Volvamos a donde partimos. Desde que existen los seres humanos, los varones buscan a las mujeres: es una búsqueda inicialmente sexual, pero que después se ramifica de maneras complejas y satisface necesidades afectivas, de colaboración, de vínculo. Si las leyes, las condiciones sociales y demográficas cooperan, el encuentro será el primer paso hacia la constitución de una sociedad estable y rica: como en el caso de los protestantes que fundaron Estados Unidos. Si, en cambio, la sociedad no contribuye a canalizar los impulsos, se formará —como en América Latina— un mundo más frágil: donde los hombres, en lugar de jefes de familia, se convertirán a menudo en machos alfa de la manada, facinerosos, competitivos. E hipersexualizados como adolescentes, independientemente de su edad.

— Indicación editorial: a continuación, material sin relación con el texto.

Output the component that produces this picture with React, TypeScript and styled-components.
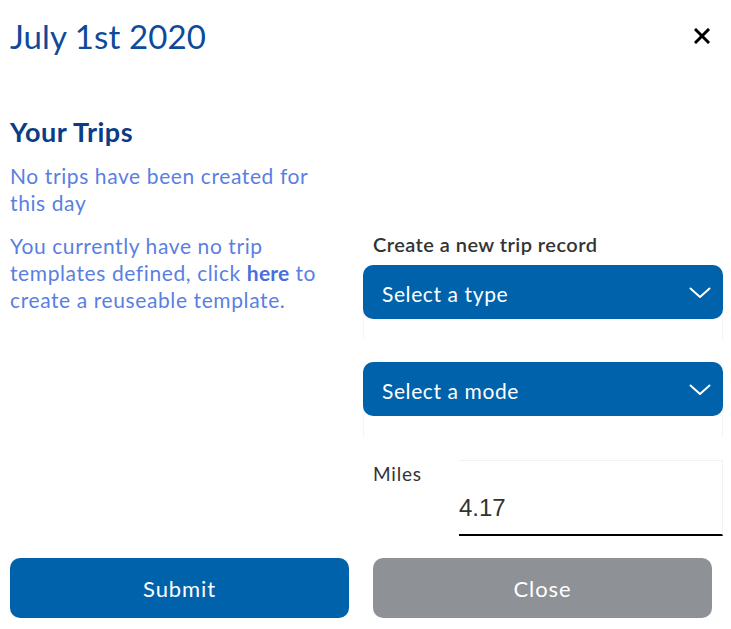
import React from "react";
import styled, { createGlobalStyle } from "styled-components";

const Global = createGlobalStyle`
  html, body { margin: 0; padding: 0; background: #fff; }
  body { font-family: "Source Sans Pro", Lato, "Noto Sans", sans-serif; }
  * { box-sizing: border-box; }
`;

const Page = styled.div`
  width: 731px;
  padding: 0 8px 0 10px;
`;

const Header = styled.header`
  display: flex;
  align-items: center;
  justify-content: space-between;
  height: 72px;
  padding-right: 12px;
`;

const Title = styled.h1`
  margin: 0;
  font-size: 33px;
  font-weight: 400;
  color: #0d4a9a;
  letter-spacing: 0.1px;
`;

const CloseX = styled.button`
  border: 0;
  background: none;
  padding: 0;
  width: 18px;
  height: 18px;
  display: flex;
  align-items: center;
  justify-content: center;
  cursor: pointer;
`;

const Main = styled.div`
  display: grid;
  grid-template-columns: 339px 360px;
  column-gap: 14px;
`;

const Left = styled.section`
  padding-top: 44px;
`;

const Heading = styled.h2`
  margin: 0 0 14px;
  font-size: 27px;
  font-weight: 700;
  line-height: 32px;
  color: #0a3d86;
  letter-spacing: 0.5px;
`;

const Para = styled.p`
  margin: 0 0 16px;
  max-width: 330px;
  font-size: 21px;
  line-height: 27px;
  letter-spacing: 0.6px;
  color: #5a7fe2;
`;

const Strong = styled.a`
  font-weight: 700;
  color: #4a6fdc;
  letter-spacing: 0.2px;
  text-decoration: none;
`;

const Right = styled.section`
  padding-top: 160px;
  display: flex;
  flex-direction: column;
`;

const Label = styled.div`
  padding-left: 10px;
  font-size: 20px;
  font-weight: 600;
  line-height: 24px;
  letter-spacing: 0.45px;
  color: #333;
  margin-bottom: 9px;
`;

const SelectWrap = styled.div`
  height: 75px;
  border: 1px solid #f5f5f5;
  border-bottom: 0;
  border-radius: 10px 10px 0 0;
  margin-bottom: 22px;
`;

const SelectBox = styled.div`
  height: 54px;
  margin: -1px;
  border-radius: 10px;
  background: #0062aa;
  color: #fff;
  display: flex;
  align-items: center;
  justify-content: space-between;
  padding: 2px 12px 0 19px;
  font-size: 21px;
  letter-spacing: 0.6px;
`;

const MilesRow = styled.div`
  display: grid;
  grid-template-columns: 96px 1fr;
  margin-top: 1px;
`;

const MilesLabel = styled.label`
  padding: 2px 0 0 10px;
  font-size: 19px;
  letter-spacing: 0.8px;
  color: #333;
  line-height: 24px;
`;

const Input = styled.input`
  height: 76px;
  width: 100%;
  border: 1px solid #f2f2f2;
  border-bottom: 2px solid #000;
  border-left: 0;
  padding: 20px 0 0 0;
  font-family: "Liberation Sans", Arial, sans-serif;
  font-size: 24px;
  color: #333;
  outline: none;
  background: #fff;
`;

const Buttons = styled.div`
  display: grid;
  grid-template-columns: 339px 339px;
  column-gap: 24px;
  margin-top: 22px;
`;

const Btn = styled.button<{ $tone: "primary" | "muted" }>`
  height: 60px;
  border: 0;
  border-radius: 10px;
  background: ${(p) => (p.$tone === "primary" ? "#0062aa" : "#8e9195")};
  color: #fff;
  font-family: "Source Sans Pro", Lato, "Noto Sans", sans-serif;
  font-size: 22px;
  letter-spacing: 0.9px;
  padding-top: 2px;
  cursor: pointer;
`;

const Chevron = () => (
  <svg width="22" height="12" viewBox="0 0 22 12" fill="none">
    <path d="M1.5 1.5 L11 10 L20.5 1.5" stroke="#fff" strokeWidth="2" strokeLinecap="round" strokeLinejoin="round" />
  </svg>
);

export default function App() {
  return (
    <Page>
      <Global />
      <Header>
        <Title>July 1st 2020</Title>
        <CloseX aria-label="close">
          <svg width="16" height="16" viewBox="0 0 16 16">
            <path d="M2 2 L14 14 M14 2 L2 14" stroke="#000" strokeWidth="3" strokeLinecap="square" />
          </svg>
        </CloseX>
      </Header>
      <Main>
        <Left>
          <Heading>Your Trips</Heading>
          <Para>No trips have been created for this day</Para>
          <Para>
            You currently have no trip templates defined, click <Strong>here</Strong> to create a reuseable template.
          </Para>
        </Left>
        <Right>
          <Label>Create a new trip record</Label>
          <SelectWrap>
            <SelectBox>
              <span>Select a type</span>
              <Chevron />
            </SelectBox>
          </SelectWrap>
          <SelectWrap>
            <SelectBox>
              <span>Select a mode</span>
              <Chevron />
            </SelectBox>
          </SelectWrap>
          <MilesRow>
            <MilesLabel>Miles</MilesLabel>
            <Input defaultValue="4.17" />
          </MilesRow>
        </Right>
      </Main>
      <Buttons>
        <Btn $tone="primary">Submit</Btn>
        <Btn $tone="muted">Close</Btn>
      </Buttons>
    </Page>
  );
}
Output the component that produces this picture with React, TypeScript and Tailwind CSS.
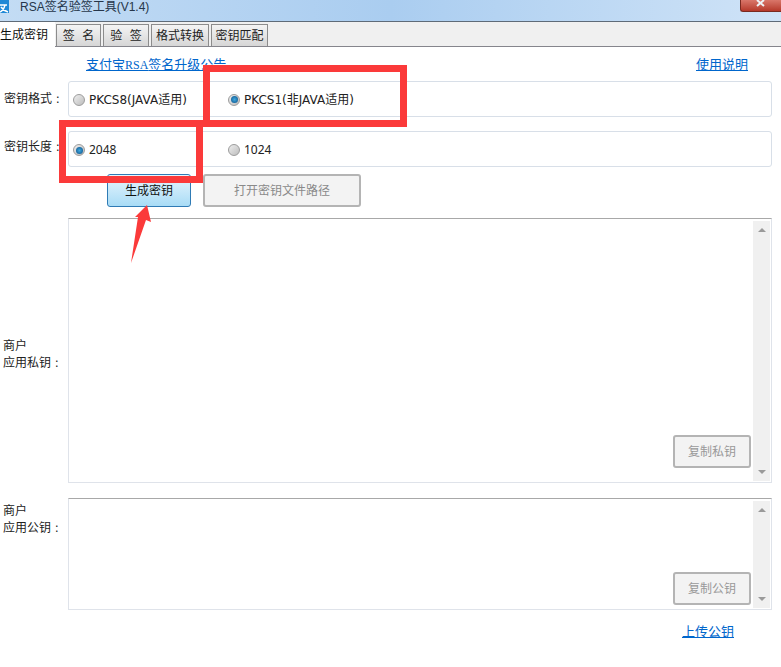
import React from "react";

const font = { fontFamily: '"DejaVu Sans","Noto Sans CJK SC",sans-serif' };

function Radio({ on, label, digits }: { on?: boolean; label: string; digits?: boolean }) {
  return (
    <div className="flex items-center gap-[4px] text-[12px] leading-none text-[#222]">
      <span className="flex h-[12px] w-[12px] items-center justify-center rounded-full border border-[#9c9c9c] bg-gradient-to-br from-[#eeeeee] to-[#bdbdbd]">
        {on && <span className="h-[7px] w-[7px] rounded-full bg-radial from-[#3fa9e0] to-[#0b4f86]" />}
      </span>
      <span style={digits ? { fontFamily: '"Noto Sans",sans-serif' } : undefined}>{label}</span>
    </div>
  );
}

function Scrollbar({ h }: { h: string }) {
  return (
    <div className={`flex w-[17px] flex-col items-center justify-between bg-[#f0f0f0] py-[7px] ${h}`}>
      <span className="h-0 w-0 border-x-[4px] border-b-[4px] border-x-transparent border-b-[#9a9a9a]" />
      <span className="h-0 w-0 border-x-[4px] border-t-[4px] border-x-transparent border-t-[#9a9a9a]" />
    </div>
  );
}

function Tab({ w, label, ml }: { w: string; label: string; ml?: string }) {
  return (
    <div className={`flex h-[22px] items-center justify-center border border-b-0 border-[#8c8c8c] bg-gradient-to-b from-[#f4f4f4] to-[#d6d6d6] text-[12px] text-[#222] ${w} ${ml ?? ""}`}>
      {label}
    </div>
  );
}

function Row({ label, children, labelPt, boxPt }: { label: string; children: React.ReactNode; labelPt: string; boxPt: string }) {
  return (
    <div className="flex h-[36px] items-start">
      <div className={`w-[68px] pl-[4px] text-[12px] leading-[16px] text-[#222] ${labelPt}`}>{label}</div>
      <div className={`flex h-[36px] w-[704px] items-center rounded-[3px] border border-[#d8dfe8] bg-white pl-[4px] ${boxPt}`}>{children}</div>
    </div>
  );
}

function KeyArea({ h, labelTop, l1, l2, btn, barH, btnBottom }: { h: string; labelTop: string; l1: string; l2: string; btn: string; barH: string; btnBottom: string }) {
  return (
    <div className="flex items-start">
      <div className={`w-[68px] pl-[3px] text-[12px] leading-[17px] text-[#222] ${labelTop}`}>
        <div>{l1}</div>
        <div>{l2}</div>
      </div>
      <div className={`relative flex w-[704px] justify-end border border-[#dfe3ea] border-t-[#a8a8a8] bg-white pt-[2px] pr-[1px] ${h}`}>
        <Scrollbar h={barH} />
        <button className={`absolute right-[20px] flex h-[33px] w-[78px] items-center justify-center rounded-[3px] border-2 border-[#b4b4b4] bg-[#f3f3f3] text-[12px] text-[#999999] ${btnBottom}`}>
          {btn}
        </button>
      </div>
    </div>
  );
}

export default function App() {
  return (
    <div className="relative h-[667px] w-[781px] overflow-hidden bg-white" style={font}>
      <div className="relative flex h-[22px] items-start border-b border-[#5f6b78] bg-gradient-to-r from-[#c3dcf4] via-[#aacdf0] to-[#cfe3f7] pl-[20px] text-[12px] leading-[14px] text-[#26364a]" style={{ fontFamily: '"Liberation Sans","Noto Sans CJK SC",sans-serif' }}>
        <svg className="absolute left-0 top-0" width="9" height="14" viewBox="0 0 9 14">
          <rect width="9" height="13" fill="#1e88d6" />
          <path d="M0 5 H7 M5 5 C4 9 2 11 0 12 M1 7 C3 10 5 11 8 12" stroke="#fff" strokeWidth="1.4" fill="none" />
        </svg>
        RSA签名验签工具(V1.4)
        <span className="absolute right-0 top-0 flex h-[12px] w-[41px] items-start justify-center rounded-bl-[3px] border-b border-l border-[#7a2a20] bg-gradient-to-b from-[#d9766a] to-[#b5382a]">
          <svg width="10" height="7" viewBox="0 0 10 7">
            <path d="M1 0 L8 6 M8 0 L1 6" stroke="#eef2f6" strokeWidth="2" />
          </svg>
        </span>
      </div>

      <div className="flex h-[25px] items-end border-b border-[#85858c] bg-[#f0f0f0]">
        <div className="relative -mb-px mr-[1px] flex h-[25px] w-[55px] items-center bg-white text-[12px] text-[#111]">生成密钥</div>
        <Tab w="w-[45px]" label={"签\u00a0\u00a0名"} />
        <Tab w="w-[46px]" ml="ml-[2px]" label={"验\u00a0\u00a0签"} />
        <Tab w="w-[58px]" ml="ml-[2px]" label="格式转换" />
        <Tab w="w-[57px]" ml="ml-[2px]" label="密钥匹配" />
      </div>

      <div className="flex h-[34px] items-start pt-[9px] text-[13px] leading-[17px] text-[#0066cc] underline">
        <span className="ml-[86px]">支付宝<span className="text-[12px]" style={{ fontFamily: '"Liberation Serif",serif' }}>RSA</span>签名升级公告</span>
        <span className="ml-auto mr-[33px]">使用说明</span>
      </div>

      <Row label="密钥格式 :" labelPt="pt-[10px]" boxPt="pt-[1px]">
        <div className="w-[155px]"><Radio label="PKCS8(JAVA适用)" /></div>
        <Radio on label="PKCS1(非JAVA适用)" />
      </Row>
      <div className="mt-[14px]">
        <Row label="密钥长度 :" labelPt="pt-[8px]" boxPt="pt-[2px]">
          <div className="w-[155px]"><Radio on digits label="2048" /></div>
          <Radio digits label="1024" />
        </Row>
      </div>

      <div className="mt-[7px] flex h-[34px] pl-[107px]">
        <button className="flex h-[33px] w-[84px] items-center justify-center rounded-[3px] border border-[#2f7bb5] bg-gradient-to-b from-[#e8f5fd] to-[#a8dcf6] text-[12px] text-[#111]">生成密钥</button>
        <button className="ml-[12px] flex h-[33px] w-[158px] items-center justify-center rounded-[3px] border-2 border-[#b4b4b4] bg-[#f3f3f3] text-[12px] text-[#8a8a8a]">打开密钥文件路径</button>
      </div>

      <div className="mt-[10px]">
        <KeyArea h="h-[265px]" labelTop="pt-[120px]" l1="商户" l2="应用私钥 :" btn="复制私钥" barH="h-[260px]" btnBottom="bottom-[14px]" />
      </div>
      <div className="mt-[15px]">
        <KeyArea h="h-[112px]" labelTop="pt-[5px]" l1="商户" l2="应用公钥 :" btn="复制公钥" barH="h-[107px]" btnBottom="bottom-[4px]" />
      </div>

      <div className="flex justify-end pr-[47px] pt-[13px] text-[13px] leading-[17px] text-[#0066cc] underline">上传公钥</div>

      {/* red annotations over the screenshot */}
      <div className="absolute left-[203px] top-[65px] h-[62px] w-[204px] border-[7px] border-[#fb3a3a]" />
      <div className="absolute left-[59px] top-[120px] h-[63px] w-[144px] border-[7px] border-[#fb3a3a]" />
      <svg className="absolute left-[128px] top-[200px]" width="26" height="66" viewBox="0 0 26 66">
        <path d="M19 5 L23 22 L18 20 L3 63 L10 17 L7 17 Z" fill="#fb3a3a" />
      </svg>
    </div>
  );
}
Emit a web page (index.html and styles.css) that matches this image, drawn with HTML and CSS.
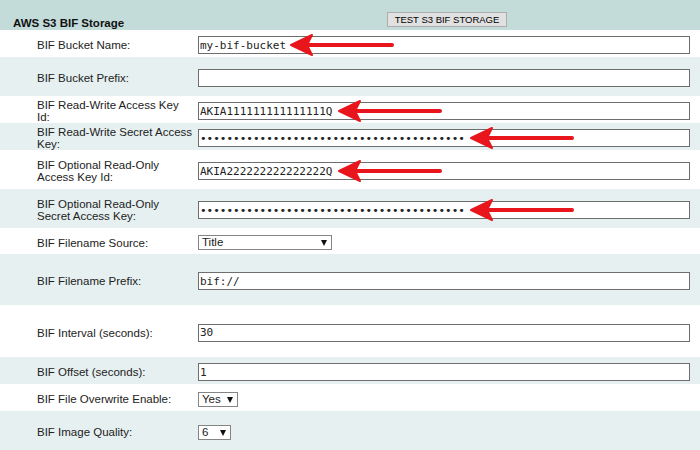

Hay dos maneras de afrontar los sucesos de Colonia. La primera es de corto plazo. La fuerza pública deberá prevenir determinadas concentraciones públicas, desarrollar la video vigilancia, interceptar los mensajes que han permitido reunirse a los agresores (probablemente utilizando simples celulares). La segunda corresponde a una mirada que apunta lejos. Quizás una mirada-Merkel, consciente de los crímenes nazis, de la Alemania comunista y de los millones de mujeres violadas por los vencedores de 1945. Admitir hoy demasiados varones frustrados equivale al injerto de una planta envenenada, que puede contaminar la sociedad a lo largo de generaciones. Dos tercios de los solicitantes de asilo en Alemania son varones, y casi la totalidad proviene de sociedades en las cuales la sexualidad está reprimida fuertemente. Un riesgo superado sólo por el de Italia, donde los solicitantes, aunque menos, son en un 90% varones.
Las cuotas de inmigración no son políticamente correctas, pero siempre son exitistas: Estados Unidos ha mantenido su carácter anglosajón utilizando precisamente este filtro. Si en el largo plazo se ha dado tanto un antecedente entre los europeos (racista, por cierto) respecto de los africanos o los asiáticos, la señora Merkel podría presentarlo en función de las inmigrantes mujeres (procedencia sexista pero de signo opuesto al sexismo machista tradicional): o, por lo menos, dar prioridad a las familias ya constituidas. Ninguna sociedad, en ningún rincón de la historia, ha proporcionado hasta ahora una respuesta más estable a la exuberancia de los varones jóvenes que la de la familia: es verdad, siempre existió además el mercado del sexo, pero sus implicancias son trágicas y los resultados, efímeros.